In Figure 8 and Figure 9, we present the original polygonal mesh, and the results that were obtained by ${\mathcal{C}}^1$ trigonometric Hermite interpolation surface defined previously by (10).

6. Conclusions

New polynomial and trigonometric functions have been reported and are useful for constructing a new trigonometric Hermite interpolant. This Hermite interpolation led to building an interesting trigonometric Hermite basis having the same properties as Hermite polynomials’ classical basis.
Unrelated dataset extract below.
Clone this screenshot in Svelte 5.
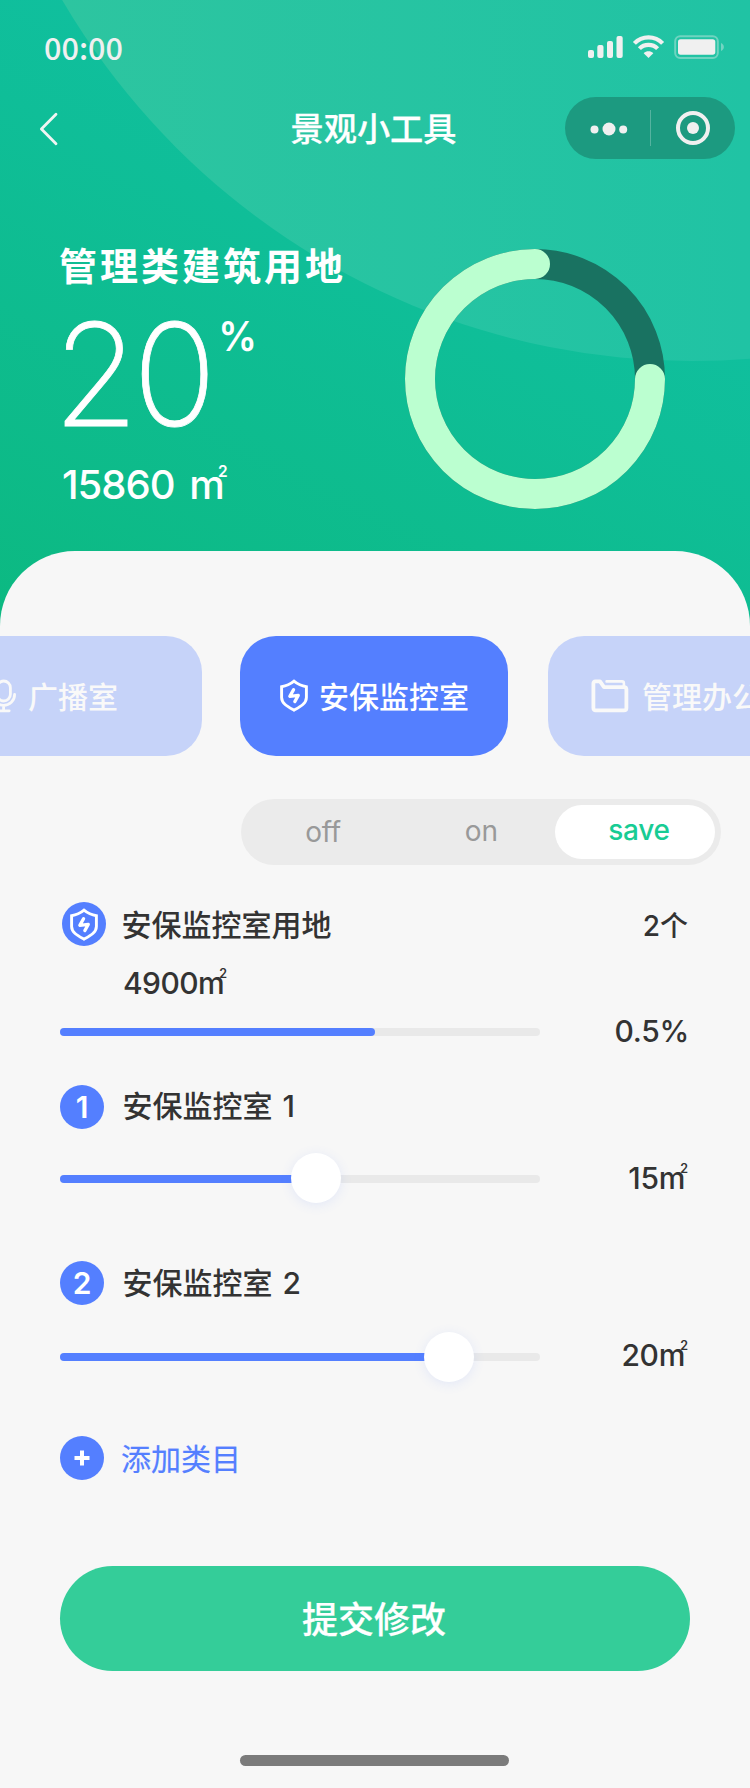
<script>
  const areas = [
    { id: 1, name: '安保监控室 1', value: 15, fill: 256 },
    { id: 2, name: '安保监控室 2', value: 20, fill: 389 }
  ];
</script>

{#snippet shield(w, h)}
  <svg class="shield" width={w} height={h} viewBox="0 0 28 33" fill="none" stroke="#fff" stroke-linejoin="round" stroke-linecap="round">
    <path stroke-width="2.9" stroke-linejoin="miter" d="M14 2.2C10.6 5 6 7.1 1.6 7.7V18.6C1.6 24.6 8 27.8 14 31.2C20 27.8 26.4 24.6 26.4 18.6V7.7C22 7.1 17.4 5 14 2.2Z" />
    <path stroke-width="3.2" d="M13.6 10.6L9.8 17.4L18.3 16.4L14.8 22.6" />
  </svg>
{/snippet}

<main class="page">
  <header class="top">
    <svg class="glow" width="750" height="626" viewBox="0 0 750 626">
      <defs>
        <linearGradient id="glow" gradientUnits="userSpaceOnUse" x1="62" y1="0" x2="750" y2="0">
          <stop offset="0" stop-color="#2dc5a0" />
          <stop offset="1" stop-color="#20c3a4" />
        </linearGradient>
      </defs>
      <circle cx="692" cy="-369" r="730" fill="url(#glow)" />
    </svg>

    <div class="status">
      <span class="time">00:00</span>
      <svg width="138" height="26" viewBox="0 0 138 26" fill="#f0f0f0">
        <rect x="1" y="16" width="6" height="8" rx="2" />
        <rect x="10.3" y="11" width="6.2" height="13" rx="2" />
        <rect x="20" y="7" width="6" height="17" rx="2" />
        <rect x="29.5" y="2" width="6.2" height="22" rx="2" />
        <g fill="none" stroke="#f0f0f0" stroke-width="4.2">
          <path d="M47.4 9.4C55 1.4 68 1.4 75.6 9.4" />
          <path d="M52.4 14.6C57.2 9.6 65.8 9.6 70.6 14.6" />
        </g>
        <path d="M61.5 24L56.7 19.2C59.4 16.6 63.6 16.6 66.3 19.2Z" />
        <rect x="88.2" y="2.2" width="42.6" height="21.8" rx="5" fill="none" stroke="#f0f0f0" stroke-opacity=".38" stroke-width="2" />
        <rect x="91" y="5.3" width="37.3" height="15.4" rx="2.6" />
        <path d="M134 9V17C137.8 15.6 137.8 10.4 134 9Z" fill-opacity=".4" />
      </svg>
    </div>

    <nav class="nav">
      <svg class="back" width="20" height="34" viewBox="0 0 20 34" fill="none" stroke="#f0f5f3" stroke-width="2.8" stroke-linecap="round" stroke-linejoin="round">
        <path d="M17 2.2L2.4 17L17 31.8" />
      </svg>
      <h1>景观小工具</h1>
      <svg class="capsule" width="170" height="62" viewBox="0 0 170 62" fill="#f0f0f0">
        <rect width="170" height="62" rx="31" fill="#1c9a80" />
        <circle cx="29.5" cy="32.4" r="4" />
        <circle cx="44" cy="32" r="6.5" />
        <circle cx="58.2" cy="32.4" r="4" />
        <path d="M85.5 13V49" stroke="#fff" stroke-opacity=".25" />
        <circle cx="128" cy="31" r="15" fill="none" stroke="#f0f0f0" stroke-width="4" />
        <circle cx="128" cy="31" r="6" />
      </svg>
    </nav>

    <section class="hero">
      <div class="summary">
        <h2>管理类建筑用地</h2>
        <div class="percent"><span class="big">20</span><span class="sign">%</span></div>
        <div class="total">15860 <span class="m">m<sup>2</sup></span></div>
      </div>
      <svg class="ring" width="260" height="260" viewBox="0 0 260 260" fill="none" stroke-width="30">
        <circle cx="130" cy="130" r="115" stroke="#197261" />
        <path d="M245 130A115 115 0 1 1 130 15" stroke="#bbffd0" stroke-linecap="round" />
      </svg>
    </section>
  </header>

  <section class="sheet">
    <div class="tabs">
      <div class="tab mic">
        <svg width="32" height="34" viewBox="0 0 32 34" fill="none" stroke="#f9f9f9" stroke-width="2.8" stroke-linecap="round">
          <rect x="12" y="2" width="13.4" height="20" rx="6.7" />
          <path d="M7.6 15.5C7.6 22 12.6 26.3 18.6 26.3S29.6 22 29.6 15.5M18.6 26.6V31.6M13.4 31.8H24.2" />
        </svg>
        <span>广播室</span>
      </div>
      <div class="tab active">
        {@render shield(28, 33)}
        <span>安保监控室</span>
      </div>
      <div class="tab folder">
        <svg width="38" height="34" viewBox="0 0 38 34" fill="none" stroke="#f9f9f9" stroke-linejoin="round" stroke-linecap="round">
          <path stroke-width="3.8" d="M2.4 4.6Q2.4 2.4 4.4 2.4H9L13 8.2H33Q35.4 8.2 35.4 10.6V29Q35.4 31.4 33 31.4H4.6Q2.4 31.4 2.4 29Z" />
          <path stroke-width="2.6" d="M15.6 2.4H31Q32.9 2.4 32.9 4.4V7" />
        </svg>
        <span>管理办公室</span>
      </div>
    </div>

    <div class="segment">
      <span class="off">off</span>
      <span class="on">on</span>
      <span class="save">save</span>
    </div>

    <div class="group">
      <div class="row lead">
        <div class="badge">{@render shield(28, 33)}</div>
        <span class="name">安保监控室用地</span>
        <span class="count">2个</span>
      </div>
      <div class="area">4900<span class="m">m<sup>2</sup></span></div>
      <div class="row bar">
        <div class="track"><div class="fill round" style="width: 315px"></div></div>
        <span class="value pct">0.5%</span>
      </div>
    </div>

    {#each areas as a}
      <div class="item">
        <div class="row">
          <div class="badge">{a.id}</div>
          <span class="name">{a.name}</span>
        </div>
        <div class="row bar">
          <div class="track">
            <div class="fill" style="width: {a.fill}px"></div>
            <div class="thumb" style="left: {a.fill}px"></div>
          </div>
          <span class="value">{a.value}<span class="m">m<sup>2</sup></span></span>
        </div>
      </div>
    {/each}

    <div class="row add">
      <div class="badge">
        <svg width="16" height="16" viewBox="0 0 16 16" stroke="#fff" stroke-width="4"><path d="M8 .5V15.5M.5 8H15.5" /></svg>
      </div>
      <span class="name">添加类目</span>
    </div>

    <button>提交修改</button>
    <div class="home"></div>
  </section>
</main>

<style>
  :global(body) { margin: 0; }
  .page {
    width: 750px;
    height: 1788px;
    overflow: hidden;
    background: #f7f7f7;
    color: #333;
    font-family: Inter, "Noto Sans CJK SC", sans-serif;
    font-weight: 500;
  }
  h1, h2 { margin: 0; font-weight: 500; }
  svg { display: block; flex: none; }

  .top {
    position: relative;
    height: 626px;
    background: linear-gradient(27deg, #0cb981 0%, #11c1a6 85%);
    color: #fff;
  }
  .glow { position: absolute; inset: 0; }
  .status, .nav, .hero { position: relative; display: flex; justify-content: space-between; }
  .status { height: 97px; box-sizing: border-box; padding: 34px 25px 0 44px; }
  .time {
    margin-top: -2px;
    font: 500 30.6px/30px "Noto Sans CJK SC", sans-serif;
    color: #f0f0f0;
  }
  .nav { height: 62px; align-items: center; padding: 0 15px 0 39px; }
  .back { margin-top: 2px; }
  h1 { margin-left: 123px; padding-top: 2px; font-size: 33.2px; line-height: 62px; }
  h1, button { -webkit-text-stroke: .25px currentColor; }
  .hero { padding: 88px 85px 0 59px; }
  h2 { font-size: 38px; line-height: 38px; letter-spacing: 3px; font-weight: 600; white-space: nowrap; }
  .percent { display: flex; margin-top: 36px; height: 106px; }
  .big {
    width: 165px;
    margin-left: -6px;
    font: 230 143px/106px Inter, sans-serif;
    letter-spacing: -6px;
    -webkit-text-stroke: .8px currentColor;
    transform: scaleX(.97);
    transform-origin: 0 50%;
  }
  .sign { font-size: 41px; line-height: 30px; font-weight: 600; transform: scaleX(.94); margin-left: -1px; }
  .total { margin: 36px 0 0 3px; font-size: 40px; line-height: 44px; letter-spacing: -1px; word-spacing: 5px; }
  .m { position: relative; }
  .m sup { position: absolute; right: -3px; top: 3px; font-size: 12.5px; line-height: 12px; font-weight: 600; letter-spacing: 0; vertical-align: baseline; }
  .total .m sup { right: -4px; top: 6px; font-size: 15.5px; }
  .ring { margin-top: 2px; }

  .sheet {
    position: relative;
    height: 1237px;
    margin-top: -75px;
    border-radius: 75px 75px 0 0;
    background: #f7f7f7;
    display: flex;
    flex-direction: column;
  }
  .tabs { display: flex; margin: 85px 0 0 -66px; width: 882px; }
  .tab {
    flex: none;
    width: 268px;
    height: 120px;
    box-sizing: border-box;
    border-radius: 36px;
    background: #c6d3f9;
    color: #f9f9f9;
    display: flex;
    align-items: center;
    font-size: 30px;
    white-space: nowrap;
  }
  .tab span { padding-bottom: 2px; }
  .tab svg { margin-bottom: 1px; }
  .mic { padding-left: 51px; gap: 11px; }
  .active { margin: 0 40px 0 38px; background: #547fff; color: #fff; padding-left: 40px; gap: 11px; }
  .folder { padding-left: 43px; gap: 13px; }

  .segment {
    margin: 43px 0 0 241px;
    width: 480px;
    height: 66px;
    box-sizing: border-box;
    padding: 6px;
    border-radius: 33px;
    background: #ebebeb;
    color: #999;
    display: flex;
    font-size: 28px;
    font-weight: 400;
    line-height: 54px;
    text-align: center;
  }
  .off { width: 152px; letter-spacing: -.3px; }
  .on { width: 147px; padding-left: 9px; line-height: 52px; }
  .save { width: 152px; padding-left: 8px; line-height: 50px; height: 54px; border-radius: 27px; background: #fff; color: #18cc94; font-weight: 550; letter-spacing: -.3px; }

  .row { display: flex; align-items: center; margin: 0 63px 0 60px; height: 44px; font-size: 30px; white-space: nowrap; }
  .badge {
    flex: none;
    width: 44px;
    height: 44px;
    border-radius: 50%;
    background: #547fff;
    color: #fff;
    display: flex;
    align-items: center;
    justify-content: center;
    font-weight: 600;
    font-size: 30px;
  }
  .name { margin-left: 18.5px; padding-bottom: 3px; }
  .group { margin-top: 37px; height: 183px; }
  .lead { margin: 0 62px 0 62px; }
  .lead .name { margin-left: 15.5px; padding-bottom: 2px; }
  .count { margin-left: auto; font-size: 28px; }
  .area { margin: 17px 0 0 123px; font-size: 30px; line-height: 40px; letter-spacing: -.6px; font-weight: 450; }
  .bar { justify-content: space-between; height: 50px; }
  .group .bar { margin-top: 3px; margin-right: 61px; height: 52px; }
  .group .value { letter-spacing: -.3px; }
  .track { position: relative; width: 480px; height: 8px; border-radius: 4px; background: #e9e9e9; }
  .fill { height: 8px; border-radius: 4px 0 0 4px; background: #547fff; }
  .round { border-radius: 4px; }
  .thumb {
    position: absolute;
    top: -22px;
    width: 50px;
    height: 50px;
    margin-left: -25px;
    border-radius: 50%;
    background: #fff;
    box-shadow: 0 2px 12px rgba(84, 127, 255, .12);
  }
  .value { padding-bottom: 2px; }
  .item .value { margin-right: 2px; letter-spacing: -.3px; }
  .item { height: 176px; }
  .item .name { padding-bottom: 7px; word-spacing: 2px; }
  .item .bar { margin-top: 25px; }
  .item + .item { height: 175px; }
  .item + .item .name { padding-bottom: 5px; }
  .item + .item .bar { margin-top: 27px; }
  .item + .item .thumb { top: -21px; }
  .item + .item .value { padding-bottom: 4px; }
  .add { color: #547fff; }
  .add .name { font-weight: 400; margin-left: 17px; padding-bottom: 3px; -webkit-text-stroke: .2px currentColor; }

  button {
    margin: 86px 60px 0;
    height: 105px;
    flex: none;
    border: 0;
    border-radius: 53px;
    background: #34cd99;
    color: #fff;
    font: 500 36px/105px Inter, "Noto Sans CJK SC", sans-serif;
    padding: 2px 2px 0 0;
  }
  .home { width: 269px; height: 11px; margin: 84px 0 0 240px; border-radius: 5.5px; background: #7b7b7b; }
</style>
The tension, continuity, and bias parameters were combined and used as a potent type of interpolation. Surface construction using the studied trigonometric Hermite interpolation was explored. Several examples that were obtained by the ${\mathcal{C}}^1$ trigonometric Hermite interpolation surface were given to show the usefulness of this method.